Requirements — Scan the listing below and copy every line holding "Output".

Interface markup and scripts —
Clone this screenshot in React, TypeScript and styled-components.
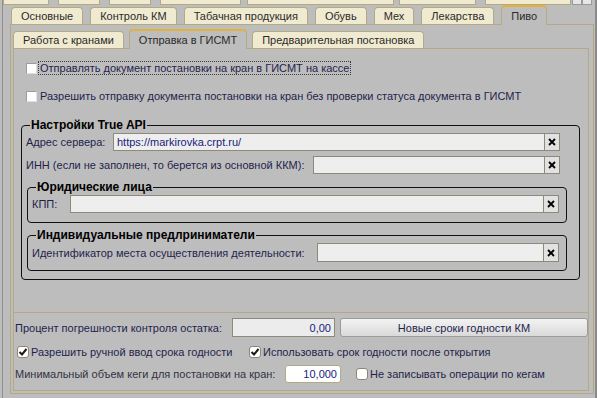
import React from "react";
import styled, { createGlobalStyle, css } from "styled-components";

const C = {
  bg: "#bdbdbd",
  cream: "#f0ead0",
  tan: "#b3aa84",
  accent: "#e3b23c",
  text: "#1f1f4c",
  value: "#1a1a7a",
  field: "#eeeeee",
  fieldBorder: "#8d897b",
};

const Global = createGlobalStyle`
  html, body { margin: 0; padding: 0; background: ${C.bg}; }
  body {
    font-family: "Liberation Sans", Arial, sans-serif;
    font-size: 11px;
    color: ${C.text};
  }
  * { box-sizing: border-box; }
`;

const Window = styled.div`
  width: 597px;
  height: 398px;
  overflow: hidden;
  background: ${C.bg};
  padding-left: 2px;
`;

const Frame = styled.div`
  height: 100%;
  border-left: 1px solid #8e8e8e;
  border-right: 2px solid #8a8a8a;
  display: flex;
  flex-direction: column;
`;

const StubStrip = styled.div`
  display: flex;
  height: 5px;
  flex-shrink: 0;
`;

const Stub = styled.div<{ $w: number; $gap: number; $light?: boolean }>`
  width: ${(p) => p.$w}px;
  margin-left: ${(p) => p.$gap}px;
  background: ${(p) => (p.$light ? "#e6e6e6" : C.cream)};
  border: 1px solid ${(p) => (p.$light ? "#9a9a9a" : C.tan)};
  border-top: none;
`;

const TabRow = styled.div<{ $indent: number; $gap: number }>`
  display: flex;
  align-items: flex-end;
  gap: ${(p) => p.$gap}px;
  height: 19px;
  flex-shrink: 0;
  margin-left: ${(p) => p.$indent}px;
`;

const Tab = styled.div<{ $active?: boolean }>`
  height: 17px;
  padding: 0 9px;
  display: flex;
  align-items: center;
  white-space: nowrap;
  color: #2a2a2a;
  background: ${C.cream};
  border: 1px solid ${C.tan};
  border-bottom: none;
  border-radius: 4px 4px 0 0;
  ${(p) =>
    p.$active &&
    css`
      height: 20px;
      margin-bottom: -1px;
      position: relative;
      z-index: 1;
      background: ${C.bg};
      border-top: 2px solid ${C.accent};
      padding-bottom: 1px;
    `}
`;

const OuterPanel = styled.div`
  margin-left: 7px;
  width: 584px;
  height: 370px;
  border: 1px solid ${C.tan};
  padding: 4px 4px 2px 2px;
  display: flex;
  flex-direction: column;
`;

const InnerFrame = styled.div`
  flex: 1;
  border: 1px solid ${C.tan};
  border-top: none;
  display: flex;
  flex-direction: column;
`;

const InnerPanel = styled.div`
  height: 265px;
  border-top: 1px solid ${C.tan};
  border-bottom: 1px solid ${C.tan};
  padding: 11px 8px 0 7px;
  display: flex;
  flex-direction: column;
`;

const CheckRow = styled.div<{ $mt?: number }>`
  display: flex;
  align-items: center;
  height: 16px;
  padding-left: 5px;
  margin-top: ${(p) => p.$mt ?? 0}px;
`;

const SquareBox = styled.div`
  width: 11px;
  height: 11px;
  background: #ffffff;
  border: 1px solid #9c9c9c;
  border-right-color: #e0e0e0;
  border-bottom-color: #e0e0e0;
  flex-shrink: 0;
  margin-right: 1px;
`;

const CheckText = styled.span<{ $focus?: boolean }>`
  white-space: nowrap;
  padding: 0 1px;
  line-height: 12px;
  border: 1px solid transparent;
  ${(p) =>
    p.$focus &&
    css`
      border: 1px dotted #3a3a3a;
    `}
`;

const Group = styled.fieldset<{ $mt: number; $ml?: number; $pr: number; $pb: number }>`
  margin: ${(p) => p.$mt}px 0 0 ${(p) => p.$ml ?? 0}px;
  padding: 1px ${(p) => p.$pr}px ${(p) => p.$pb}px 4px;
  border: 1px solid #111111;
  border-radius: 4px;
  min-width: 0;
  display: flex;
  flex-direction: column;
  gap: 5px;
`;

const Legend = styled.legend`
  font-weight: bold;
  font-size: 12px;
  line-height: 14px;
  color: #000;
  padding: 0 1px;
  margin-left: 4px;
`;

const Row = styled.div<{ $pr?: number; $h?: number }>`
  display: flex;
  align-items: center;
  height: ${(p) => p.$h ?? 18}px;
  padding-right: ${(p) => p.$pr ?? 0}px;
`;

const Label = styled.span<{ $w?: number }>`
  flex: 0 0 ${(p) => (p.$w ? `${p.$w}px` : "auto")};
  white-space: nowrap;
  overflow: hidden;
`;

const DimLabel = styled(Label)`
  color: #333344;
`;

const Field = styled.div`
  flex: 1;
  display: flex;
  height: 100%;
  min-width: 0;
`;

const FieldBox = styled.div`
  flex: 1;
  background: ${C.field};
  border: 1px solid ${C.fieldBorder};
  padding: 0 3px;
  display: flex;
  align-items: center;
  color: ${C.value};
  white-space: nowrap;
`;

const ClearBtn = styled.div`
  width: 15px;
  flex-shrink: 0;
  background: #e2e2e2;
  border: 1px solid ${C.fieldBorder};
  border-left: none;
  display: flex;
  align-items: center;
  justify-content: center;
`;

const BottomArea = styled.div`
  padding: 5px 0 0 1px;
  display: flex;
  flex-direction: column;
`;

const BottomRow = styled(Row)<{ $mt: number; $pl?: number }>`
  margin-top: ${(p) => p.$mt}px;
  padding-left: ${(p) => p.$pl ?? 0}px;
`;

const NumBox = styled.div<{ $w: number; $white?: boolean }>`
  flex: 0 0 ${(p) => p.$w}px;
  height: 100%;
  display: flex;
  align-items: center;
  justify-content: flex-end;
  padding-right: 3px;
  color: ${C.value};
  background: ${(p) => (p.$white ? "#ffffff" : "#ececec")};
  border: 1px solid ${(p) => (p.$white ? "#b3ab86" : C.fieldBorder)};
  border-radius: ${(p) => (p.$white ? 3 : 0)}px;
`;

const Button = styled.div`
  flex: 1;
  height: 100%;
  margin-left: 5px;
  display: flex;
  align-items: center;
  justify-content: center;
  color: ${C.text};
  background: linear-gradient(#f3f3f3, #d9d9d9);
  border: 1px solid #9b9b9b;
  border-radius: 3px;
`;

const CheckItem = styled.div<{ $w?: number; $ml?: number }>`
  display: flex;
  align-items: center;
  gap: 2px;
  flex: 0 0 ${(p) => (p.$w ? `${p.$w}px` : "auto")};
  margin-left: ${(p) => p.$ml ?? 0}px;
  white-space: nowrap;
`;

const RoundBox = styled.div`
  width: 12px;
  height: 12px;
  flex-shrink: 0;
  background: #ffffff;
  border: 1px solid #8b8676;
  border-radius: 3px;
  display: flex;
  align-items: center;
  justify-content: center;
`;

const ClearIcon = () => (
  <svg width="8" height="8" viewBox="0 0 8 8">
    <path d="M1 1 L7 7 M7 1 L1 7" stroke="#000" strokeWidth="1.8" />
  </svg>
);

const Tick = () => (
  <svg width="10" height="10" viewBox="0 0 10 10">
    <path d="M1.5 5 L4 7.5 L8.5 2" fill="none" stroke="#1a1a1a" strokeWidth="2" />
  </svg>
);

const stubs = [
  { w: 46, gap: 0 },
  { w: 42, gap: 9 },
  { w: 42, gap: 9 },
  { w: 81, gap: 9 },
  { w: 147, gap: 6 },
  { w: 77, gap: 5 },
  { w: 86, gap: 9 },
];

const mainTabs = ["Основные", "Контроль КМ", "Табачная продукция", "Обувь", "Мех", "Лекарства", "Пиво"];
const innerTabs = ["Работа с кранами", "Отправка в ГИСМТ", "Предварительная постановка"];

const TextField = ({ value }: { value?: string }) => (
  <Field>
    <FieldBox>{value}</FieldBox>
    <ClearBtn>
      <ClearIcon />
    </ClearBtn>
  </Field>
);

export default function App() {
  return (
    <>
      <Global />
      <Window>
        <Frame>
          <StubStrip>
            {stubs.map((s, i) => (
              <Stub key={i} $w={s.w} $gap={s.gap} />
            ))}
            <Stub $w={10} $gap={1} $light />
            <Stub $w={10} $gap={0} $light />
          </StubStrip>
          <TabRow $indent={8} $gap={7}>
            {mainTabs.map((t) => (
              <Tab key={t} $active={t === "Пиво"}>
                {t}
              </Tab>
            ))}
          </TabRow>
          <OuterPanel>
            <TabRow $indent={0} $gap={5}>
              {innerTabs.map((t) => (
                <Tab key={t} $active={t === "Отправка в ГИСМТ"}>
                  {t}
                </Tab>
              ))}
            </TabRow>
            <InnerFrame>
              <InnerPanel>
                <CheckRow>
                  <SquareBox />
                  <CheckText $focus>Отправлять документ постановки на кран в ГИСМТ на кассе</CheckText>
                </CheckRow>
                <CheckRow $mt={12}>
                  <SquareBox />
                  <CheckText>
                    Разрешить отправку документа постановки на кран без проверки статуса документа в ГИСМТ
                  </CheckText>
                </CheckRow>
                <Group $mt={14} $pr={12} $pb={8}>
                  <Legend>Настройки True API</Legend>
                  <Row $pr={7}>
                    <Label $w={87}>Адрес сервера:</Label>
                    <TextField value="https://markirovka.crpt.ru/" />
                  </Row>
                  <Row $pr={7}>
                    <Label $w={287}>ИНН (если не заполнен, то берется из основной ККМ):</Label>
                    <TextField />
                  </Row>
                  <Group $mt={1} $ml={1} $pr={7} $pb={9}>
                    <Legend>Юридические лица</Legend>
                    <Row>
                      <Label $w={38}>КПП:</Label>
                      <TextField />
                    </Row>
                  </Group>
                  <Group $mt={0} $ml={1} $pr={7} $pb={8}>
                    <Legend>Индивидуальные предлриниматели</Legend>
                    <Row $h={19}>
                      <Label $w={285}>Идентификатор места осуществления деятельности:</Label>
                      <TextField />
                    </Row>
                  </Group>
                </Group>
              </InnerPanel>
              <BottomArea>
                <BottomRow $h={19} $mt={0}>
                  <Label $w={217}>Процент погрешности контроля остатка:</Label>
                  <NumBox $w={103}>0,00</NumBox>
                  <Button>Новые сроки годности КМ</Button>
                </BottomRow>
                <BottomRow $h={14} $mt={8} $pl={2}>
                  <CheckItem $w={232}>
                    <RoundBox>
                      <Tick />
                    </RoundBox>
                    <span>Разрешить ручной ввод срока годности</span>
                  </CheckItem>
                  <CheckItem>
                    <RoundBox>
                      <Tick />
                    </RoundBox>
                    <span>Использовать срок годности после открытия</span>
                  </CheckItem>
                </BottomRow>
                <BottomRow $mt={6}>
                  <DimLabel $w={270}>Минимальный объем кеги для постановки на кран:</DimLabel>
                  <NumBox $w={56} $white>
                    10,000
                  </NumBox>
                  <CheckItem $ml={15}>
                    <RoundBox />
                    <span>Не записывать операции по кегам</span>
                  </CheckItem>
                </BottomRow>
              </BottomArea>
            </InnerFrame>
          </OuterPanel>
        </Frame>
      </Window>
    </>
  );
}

--

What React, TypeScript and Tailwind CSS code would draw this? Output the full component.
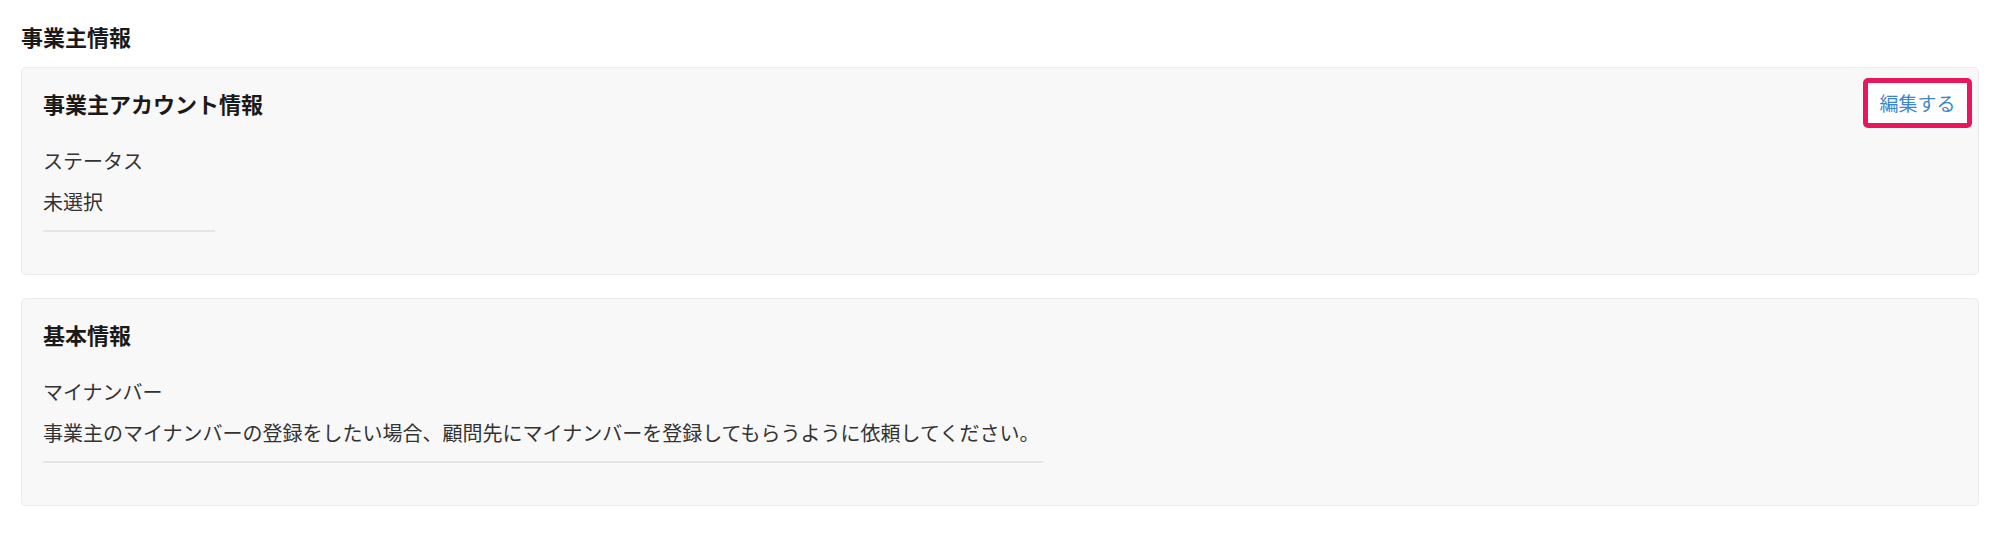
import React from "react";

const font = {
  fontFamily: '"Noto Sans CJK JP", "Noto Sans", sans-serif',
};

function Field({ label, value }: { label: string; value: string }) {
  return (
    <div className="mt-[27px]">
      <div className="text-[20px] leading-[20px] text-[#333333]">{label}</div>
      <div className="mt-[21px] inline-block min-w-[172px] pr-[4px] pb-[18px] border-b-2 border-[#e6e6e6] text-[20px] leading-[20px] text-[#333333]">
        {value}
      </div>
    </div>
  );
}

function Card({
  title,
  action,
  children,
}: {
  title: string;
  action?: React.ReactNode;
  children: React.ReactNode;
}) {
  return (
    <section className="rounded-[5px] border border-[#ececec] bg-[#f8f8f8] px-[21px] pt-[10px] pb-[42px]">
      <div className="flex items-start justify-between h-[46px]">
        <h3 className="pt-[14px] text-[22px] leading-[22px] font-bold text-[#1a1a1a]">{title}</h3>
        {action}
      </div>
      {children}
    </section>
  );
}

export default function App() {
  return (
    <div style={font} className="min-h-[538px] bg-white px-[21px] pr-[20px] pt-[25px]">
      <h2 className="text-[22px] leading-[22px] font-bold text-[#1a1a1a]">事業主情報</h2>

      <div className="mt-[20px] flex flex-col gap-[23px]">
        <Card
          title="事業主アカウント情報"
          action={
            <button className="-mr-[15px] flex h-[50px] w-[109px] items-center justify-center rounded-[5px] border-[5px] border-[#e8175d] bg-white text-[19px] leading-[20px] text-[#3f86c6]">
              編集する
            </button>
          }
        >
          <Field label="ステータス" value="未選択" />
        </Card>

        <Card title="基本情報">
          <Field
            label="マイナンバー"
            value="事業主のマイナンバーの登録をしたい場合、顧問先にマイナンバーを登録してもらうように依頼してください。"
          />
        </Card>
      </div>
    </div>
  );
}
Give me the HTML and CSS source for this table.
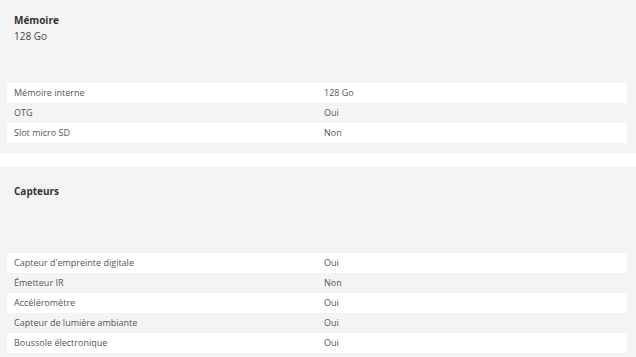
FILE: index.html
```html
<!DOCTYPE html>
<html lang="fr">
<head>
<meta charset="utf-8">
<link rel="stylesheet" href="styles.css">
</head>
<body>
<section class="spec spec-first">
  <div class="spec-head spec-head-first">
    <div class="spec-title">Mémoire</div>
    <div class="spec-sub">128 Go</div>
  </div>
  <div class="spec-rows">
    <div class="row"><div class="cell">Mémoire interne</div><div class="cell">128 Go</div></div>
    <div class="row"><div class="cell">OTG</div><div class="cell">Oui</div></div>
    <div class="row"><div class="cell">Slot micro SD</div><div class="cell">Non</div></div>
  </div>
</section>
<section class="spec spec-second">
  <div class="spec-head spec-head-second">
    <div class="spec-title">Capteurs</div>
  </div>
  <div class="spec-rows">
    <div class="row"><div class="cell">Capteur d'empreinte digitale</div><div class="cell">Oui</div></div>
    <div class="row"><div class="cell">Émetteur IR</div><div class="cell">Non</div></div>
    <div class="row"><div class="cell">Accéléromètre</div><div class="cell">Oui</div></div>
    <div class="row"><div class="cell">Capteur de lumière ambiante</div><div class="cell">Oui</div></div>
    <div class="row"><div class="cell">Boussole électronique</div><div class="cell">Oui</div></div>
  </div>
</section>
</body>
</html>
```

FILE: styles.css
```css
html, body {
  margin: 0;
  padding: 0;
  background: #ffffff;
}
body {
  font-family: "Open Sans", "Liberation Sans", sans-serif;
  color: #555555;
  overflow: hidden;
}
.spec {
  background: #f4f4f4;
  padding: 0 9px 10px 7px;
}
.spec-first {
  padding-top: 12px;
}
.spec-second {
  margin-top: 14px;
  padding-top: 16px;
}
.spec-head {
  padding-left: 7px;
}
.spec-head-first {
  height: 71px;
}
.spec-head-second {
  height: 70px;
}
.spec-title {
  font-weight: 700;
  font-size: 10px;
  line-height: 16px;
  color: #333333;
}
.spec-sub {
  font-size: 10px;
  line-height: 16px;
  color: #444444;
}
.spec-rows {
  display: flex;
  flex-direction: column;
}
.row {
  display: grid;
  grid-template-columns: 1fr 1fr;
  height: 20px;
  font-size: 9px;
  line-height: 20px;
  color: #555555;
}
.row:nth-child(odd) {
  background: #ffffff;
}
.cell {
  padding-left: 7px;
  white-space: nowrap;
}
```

...

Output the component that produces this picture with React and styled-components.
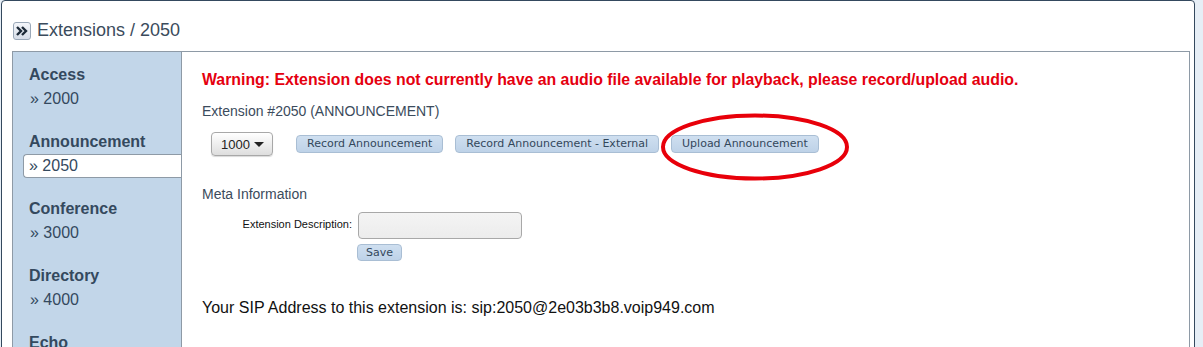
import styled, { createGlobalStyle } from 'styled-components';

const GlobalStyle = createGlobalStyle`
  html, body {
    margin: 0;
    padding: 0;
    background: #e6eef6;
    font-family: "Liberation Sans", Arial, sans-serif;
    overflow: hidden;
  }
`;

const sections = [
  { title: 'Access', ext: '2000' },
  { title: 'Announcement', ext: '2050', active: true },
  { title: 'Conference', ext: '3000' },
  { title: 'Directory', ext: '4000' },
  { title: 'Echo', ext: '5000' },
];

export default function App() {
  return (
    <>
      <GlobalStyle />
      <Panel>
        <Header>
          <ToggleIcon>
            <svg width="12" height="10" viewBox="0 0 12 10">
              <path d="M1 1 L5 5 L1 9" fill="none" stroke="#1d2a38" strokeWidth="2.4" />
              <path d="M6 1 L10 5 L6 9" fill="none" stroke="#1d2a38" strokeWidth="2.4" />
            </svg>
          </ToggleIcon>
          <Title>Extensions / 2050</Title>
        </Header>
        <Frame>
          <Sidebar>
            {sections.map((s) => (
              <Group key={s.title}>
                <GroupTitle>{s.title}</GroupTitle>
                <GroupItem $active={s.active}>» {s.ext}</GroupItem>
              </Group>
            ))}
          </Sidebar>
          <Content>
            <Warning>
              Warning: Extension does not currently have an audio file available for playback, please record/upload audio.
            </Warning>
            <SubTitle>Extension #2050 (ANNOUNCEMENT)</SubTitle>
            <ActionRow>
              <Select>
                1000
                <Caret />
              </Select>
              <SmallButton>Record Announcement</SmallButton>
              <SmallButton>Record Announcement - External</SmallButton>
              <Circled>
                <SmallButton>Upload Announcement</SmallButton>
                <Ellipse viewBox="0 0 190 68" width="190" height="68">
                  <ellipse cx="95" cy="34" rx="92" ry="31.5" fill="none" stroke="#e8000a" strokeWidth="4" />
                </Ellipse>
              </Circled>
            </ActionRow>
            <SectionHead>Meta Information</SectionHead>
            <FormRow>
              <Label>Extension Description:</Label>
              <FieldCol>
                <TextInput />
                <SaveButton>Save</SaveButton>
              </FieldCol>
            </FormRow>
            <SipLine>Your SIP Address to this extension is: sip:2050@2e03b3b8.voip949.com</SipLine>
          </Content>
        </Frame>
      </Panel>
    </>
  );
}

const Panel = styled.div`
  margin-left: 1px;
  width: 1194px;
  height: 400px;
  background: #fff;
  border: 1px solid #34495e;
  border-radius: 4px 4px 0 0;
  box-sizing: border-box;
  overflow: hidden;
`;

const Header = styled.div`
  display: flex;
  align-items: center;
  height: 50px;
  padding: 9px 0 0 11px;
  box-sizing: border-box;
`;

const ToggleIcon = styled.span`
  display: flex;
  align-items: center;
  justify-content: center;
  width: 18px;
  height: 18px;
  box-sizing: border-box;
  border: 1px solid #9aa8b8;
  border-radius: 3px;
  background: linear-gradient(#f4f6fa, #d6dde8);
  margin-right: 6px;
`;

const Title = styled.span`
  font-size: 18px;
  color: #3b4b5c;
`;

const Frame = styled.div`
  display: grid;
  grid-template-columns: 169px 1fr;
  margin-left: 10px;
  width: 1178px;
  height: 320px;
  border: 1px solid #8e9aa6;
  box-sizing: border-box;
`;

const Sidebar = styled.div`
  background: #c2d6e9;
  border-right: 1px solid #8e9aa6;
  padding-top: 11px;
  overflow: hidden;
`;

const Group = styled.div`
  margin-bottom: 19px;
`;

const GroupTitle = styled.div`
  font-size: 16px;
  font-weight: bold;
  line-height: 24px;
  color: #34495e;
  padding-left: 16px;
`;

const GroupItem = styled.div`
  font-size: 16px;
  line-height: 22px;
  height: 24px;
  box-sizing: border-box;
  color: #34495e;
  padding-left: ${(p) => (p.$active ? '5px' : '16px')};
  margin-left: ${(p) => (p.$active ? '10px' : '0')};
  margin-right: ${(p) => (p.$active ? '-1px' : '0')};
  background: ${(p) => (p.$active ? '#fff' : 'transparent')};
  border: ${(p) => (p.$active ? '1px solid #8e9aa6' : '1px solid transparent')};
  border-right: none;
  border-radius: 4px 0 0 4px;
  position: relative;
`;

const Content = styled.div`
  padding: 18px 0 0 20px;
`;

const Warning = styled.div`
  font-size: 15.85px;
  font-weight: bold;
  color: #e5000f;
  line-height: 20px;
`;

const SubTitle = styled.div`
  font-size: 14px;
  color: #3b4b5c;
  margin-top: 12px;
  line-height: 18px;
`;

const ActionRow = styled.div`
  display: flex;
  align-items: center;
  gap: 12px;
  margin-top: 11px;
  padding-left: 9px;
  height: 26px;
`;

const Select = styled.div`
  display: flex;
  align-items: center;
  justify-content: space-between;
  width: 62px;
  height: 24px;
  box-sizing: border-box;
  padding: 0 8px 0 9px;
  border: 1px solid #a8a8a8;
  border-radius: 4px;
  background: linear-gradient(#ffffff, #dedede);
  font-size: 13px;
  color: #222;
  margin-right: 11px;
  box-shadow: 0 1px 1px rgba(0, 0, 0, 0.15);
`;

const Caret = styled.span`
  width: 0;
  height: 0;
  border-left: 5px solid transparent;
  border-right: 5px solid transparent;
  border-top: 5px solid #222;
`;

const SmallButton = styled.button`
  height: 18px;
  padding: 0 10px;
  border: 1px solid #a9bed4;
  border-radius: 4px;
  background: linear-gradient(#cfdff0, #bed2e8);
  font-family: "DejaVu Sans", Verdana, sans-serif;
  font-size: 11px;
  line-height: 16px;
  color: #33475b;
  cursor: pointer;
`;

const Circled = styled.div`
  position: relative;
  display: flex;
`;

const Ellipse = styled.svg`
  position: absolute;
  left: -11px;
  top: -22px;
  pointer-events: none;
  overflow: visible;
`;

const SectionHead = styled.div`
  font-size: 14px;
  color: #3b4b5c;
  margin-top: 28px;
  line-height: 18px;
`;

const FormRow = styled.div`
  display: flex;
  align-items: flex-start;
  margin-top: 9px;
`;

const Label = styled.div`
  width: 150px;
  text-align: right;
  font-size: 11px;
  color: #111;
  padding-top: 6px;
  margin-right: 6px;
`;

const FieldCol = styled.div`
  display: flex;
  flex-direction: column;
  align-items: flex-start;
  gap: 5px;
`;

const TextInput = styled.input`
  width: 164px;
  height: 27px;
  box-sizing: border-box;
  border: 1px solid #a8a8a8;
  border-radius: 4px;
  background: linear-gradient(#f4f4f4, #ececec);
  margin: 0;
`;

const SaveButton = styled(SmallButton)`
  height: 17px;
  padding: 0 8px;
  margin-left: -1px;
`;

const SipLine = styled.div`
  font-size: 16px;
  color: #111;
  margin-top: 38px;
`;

The result —
What React, TypeScript and Tailwind CSS code would draw this? Output the full component.
Output the component that produces this picture with React and styled-components.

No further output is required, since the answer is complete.